Nuclear energy is key to our future


The Guardian, 18 November 2018:

Opposition to nuclear power in the UK has largely focused on the risks of an accident and the enormous cost of waste disposal, officially running at more than £100bn. Also, high-quality uranium ore is in short supply, and can only supply the world’s existing reactors for another 50 years. After that the energy required to extract fissile material from low-quality ore will exceed the energy produced, at which point the technology becomes unsustainable.

Recently, the chancellor admitted that he had delayed crucial legislation under pressure from the gambling industry. The only way to rationalise the UK’s chaotic energy policy is to accept that the nuclear and fracking industries have better lobbyists than the renewable sector.

Dr Robin Russell-Jones, chair, Help Rescue the Planet
Marlow, Buckinghamshire

India has no strategy for improving air quality


Financial Times, 15 November 2018:

Air pollution in India illustrates the consequences of unregulated growth (“ How to power India”, The Big Read, November 5).
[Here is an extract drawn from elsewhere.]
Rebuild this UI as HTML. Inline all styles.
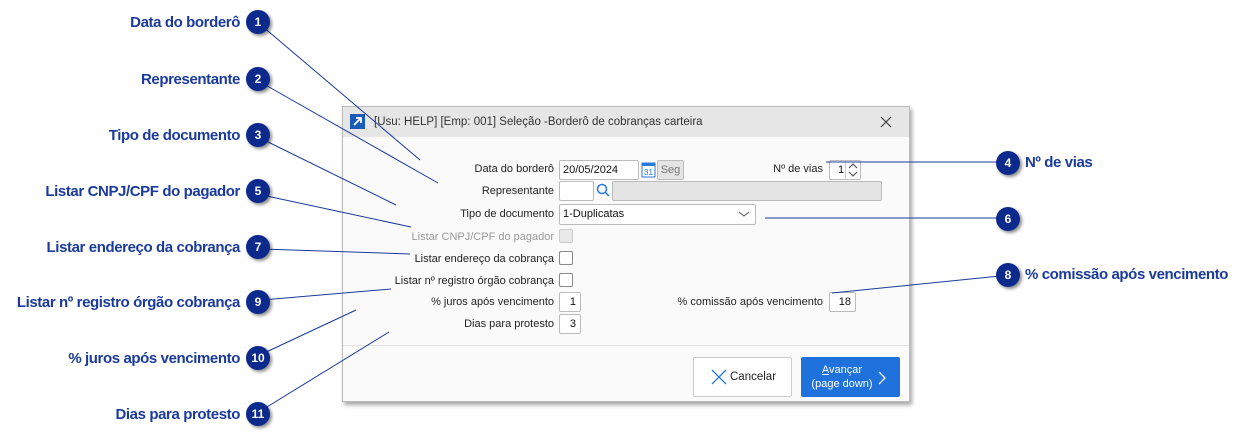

Of the 20 most polluted cities in the world, 14 are located in India. In Delhi the level of small particulates (PM2.5) averages 143 microgrammes per cubic metre of air (the annual World Health Organization limit is 10). At this time of year, stubble burning by farmers produces peak levels up to 1000, equivalent to smoking 50 cigarettes a day. Such levels render Indian cities unfit for human habitation and particularly dangerous for pregnant women. Studies in Delhi have demonstrated that each 10 microgramme increase in the level of PM 2.5 decreases birth weight by 4 grams. As with smoking low birth weight results in lower IQ.

The tragedy is that no one wishes to accept responsibility. Unlike China, politicians in India have no strategy for improving air quality, and local politicians have no interest. In September the Ramphal Commonwealth Institute organised an international conference on Toxic Air and Megacities, but no delegate from the State of Delhi was willing to participate.

India seems equally oblivious to the dangers of climate change. Why would a country with up to 3000 hours of sunshine annually continue to rely on fossil fuels for 90 per cent of its energy? Prime minister Narendra Modi’s version of nationalism does not seem to include any concern for the health of the population, nor for the prospects of future generations.